___ Available data ___
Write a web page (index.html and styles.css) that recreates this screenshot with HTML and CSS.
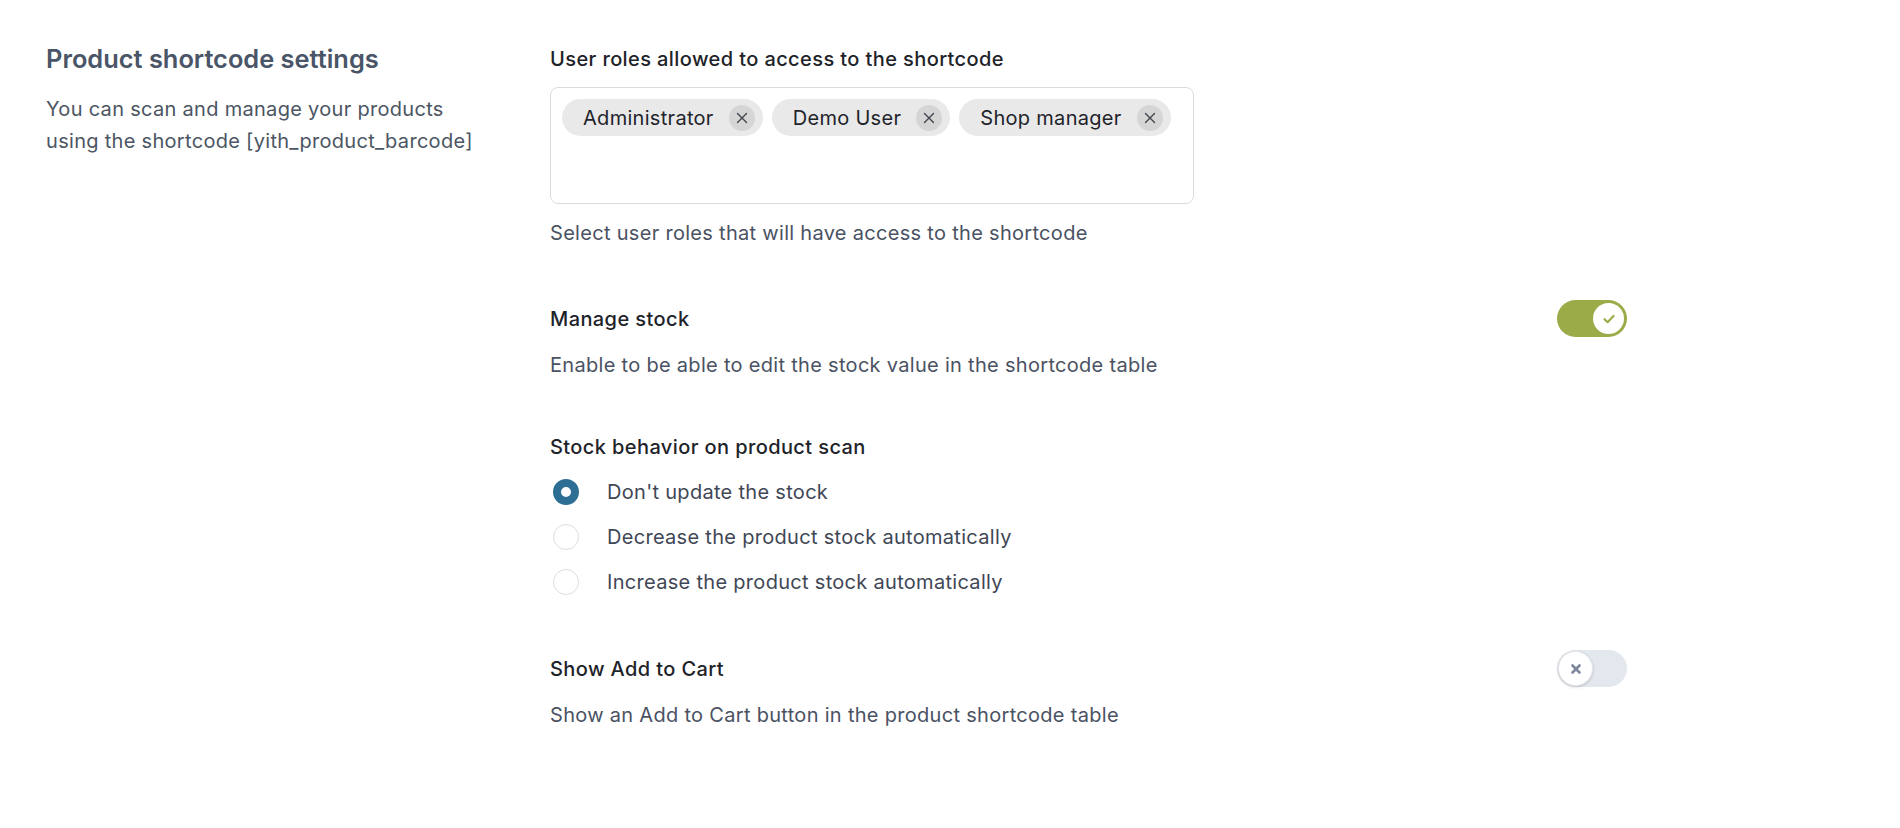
FILE: index.html
```html
<!DOCTYPE html>
<html lang="en">
<head>
<meta charset="utf-8">
<title>Product shortcode settings</title>
<link rel="stylesheet" href="styles.css">
</head>
<body>
<div class="page">
  <aside class="intro">
    <h2 class="intro-title">Product shortcode settings</h2>
    <p class="intro-desc">You can scan and manage your products<br>using the shortcode [yith_product_barcode]</p>
  </aside>
  <main class="fields">
    <section class="field">
      <div class="field-label">User roles allowed to access to the shortcode</div>
      <div class="select-box">
        <span class="chip">Administrator<span class="chip-x"><svg width="12" height="12" viewBox="0 0 12 12"><path d="M1.5 1.5 L10.5 10.5 M10.5 1.5 L1.5 10.5" stroke="#3b4049" stroke-width="1.3" stroke-linecap="round"/></svg></span></span>
        <span class="chip">Demo User<span class="chip-x"><svg width="12" height="12" viewBox="0 0 12 12"><path d="M1.5 1.5 L10.5 10.5 M10.5 1.5 L1.5 10.5" stroke="#3b4049" stroke-width="1.3" stroke-linecap="round"/></svg></span></span>
        <span class="chip">Shop manager<span class="chip-x"><svg width="12" height="12" viewBox="0 0 12 12"><path d="M1.5 1.5 L10.5 10.5 M10.5 1.5 L1.5 10.5" stroke="#3b4049" stroke-width="1.3" stroke-linecap="round"/></svg></span></span>
      </div>
      <div class="field-help help-after-box">Select user roles that will have access to the shortcode</div>
    </section>

    <section class="field">
      <div class="field-row">
        <div class="field-label">Manage stock</div>
        <span class="toggle toggle-on">
          <span class="knob">
            <svg width="14" height="14" viewBox="0 0 14 14"><path d="M2.5 7.2 L5.6 10.2 L11.5 4" fill="none" stroke="#9aab48" stroke-width="2.2" stroke-linecap="round" stroke-linejoin="round"/></svg>
          </span>
        </span>
      </div>
      <div class="field-help">Enable to be able to edit the stock value in the shortcode table</div>
    </section>

    <section class="field">
      <div class="field-label">Stock behavior on product scan</div>
      <div class="radios">
        <div class="radio-row"><span class="radio radio-on"></span><span class="radio-label">Don't update the stock</span></div>
        <div class="radio-row"><span class="radio"></span><span class="radio-label">Decrease the product stock automatically</span></div>
        <div class="radio-row"><span class="radio"></span><span class="radio-label">Increase the product stock automatically</span></div>
      </div>
    </section>

    <section class="field">
      <div class="field-row">
        <div class="field-label">Show Add to Cart</div>
        <span class="toggle toggle-off">
          <span class="knob">
            <svg width="14" height="14" viewBox="0 0 14 14"><path d="M3.5 3.5 L10.5 10.5 M10.5 3.5 L3.5 10.5" fill="none" stroke="#7d869a" stroke-width="2.6" stroke-linecap="round"/></svg>
          </span>
        </span>
      </div>
      <div class="field-help">Show an Add to Cart button in the product shortcode table</div>
    </section>
  </main>
</div>
</body>
</html>
```

FILE: styles.css
```css
* { box-sizing: border-box; }
html, body { margin: 0; padding: 0; background: #ffffff; }
body {
  font-family: Inter, "Noto Sans", "Liberation Sans", sans-serif;
  font-size: 20px;
  line-height: 30px;
  letter-spacing: 0.3px;
  color: #4a5263;
}
.page {
  display: flex;
  padding: 44px 0 0 46px;
}
.intro {
  width: 504px;
  flex: none;
}
.intro-title {
  margin: 0;
  font-size: 25.4px;
  line-height: 30px;
  font-weight: 600;
  letter-spacing: 0;
  color: #4a5568;
}
.intro-desc {
  margin: 19px 0 0;
  line-height: 32px;
  color: #4b5563;
}
.fields {
  width: 1077px;
  display: flex;
  flex-direction: column;
  gap: 52px;
}
.field-label {
  color: #1e2329;
  font-weight: 500;
  letter-spacing: 0.4px;
}
.field-row {
  display: flex;
  align-items: center;
  justify-content: space-between;
}
.field-help {
  margin-top: 13px;
  color: #4a5263;
}
.help-after-box { margin-top: 14px; }
.select-box {
  margin-top: 13px;
  width: 644px;
  height: 117px;
  border: 1px solid #d9dbde;
  border-radius: 8px;
  padding: 11px 11px;
  display: flex;
  flex-wrap: wrap;
  align-content: flex-start;
  gap: 9px;
}
.chip {
  display: inline-flex;
  align-items: center;
  height: 37px;
  padding: 0 8px 0 21px;
  border-radius: 19px;
  background: #e9e9e9;
  color: #1f242b;
  font-size: 20px;
}
.chip-x {
  margin-left: 15px;
  width: 26px;
  height: 26px;
  border-radius: 50%;
  background: #d5d5d5;
  display: inline-flex;
  align-items: center;
  justify-content: center;
}
.toggle {
  width: 70px;
  height: 37px;
  border-radius: 19px;
  display: flex;
  align-items: center;
  padding: 3px;
}
.toggle-on {
  background: #9aab48;
  justify-content: flex-end;
}
.toggle-off {
  background: #e3e7ee;
  justify-content: flex-start;
  padding: 0;
}
.knob {
  width: 31px;
  height: 31px;
  border-radius: 50%;
  background: #ffffff;
  display: flex;
  align-items: center;
  justify-content: center;
}
.toggle-off .knob {
  width: 35px;
  height: 35px;
  margin-left: 1px;
  border: 1px solid #e6e8ec;
  box-shadow: 0 1px 3px rgba(0,0,0,0.18);
}
.radios {
  margin-top: 15px;
  margin-bottom: 1px;
  display: flex;
  flex-direction: column;
  gap: 15px;
}
.radio-row {
  display: flex;
  align-items: center;
  height: 30px;
}
.radio {
  width: 26px;
  height: 26px;
  margin-left: 3px;
  border-radius: 50%;
  border: 1px solid #dcdee2;
  background: #fff;
  flex: none;
}
.radio-on {
  border: 8px solid #2d6f94;
  background: #ffffff;
}
.radio-label {
  margin-left: 28px;
  color: #3f4756;
}
```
___
What you are asked to do: All lines that include "page" are to be gathered and copied.

Full answer:
Write a web page (index.html and styles.css) that recreates this screenshot with HTML and CSS.
<div class="page">
.page {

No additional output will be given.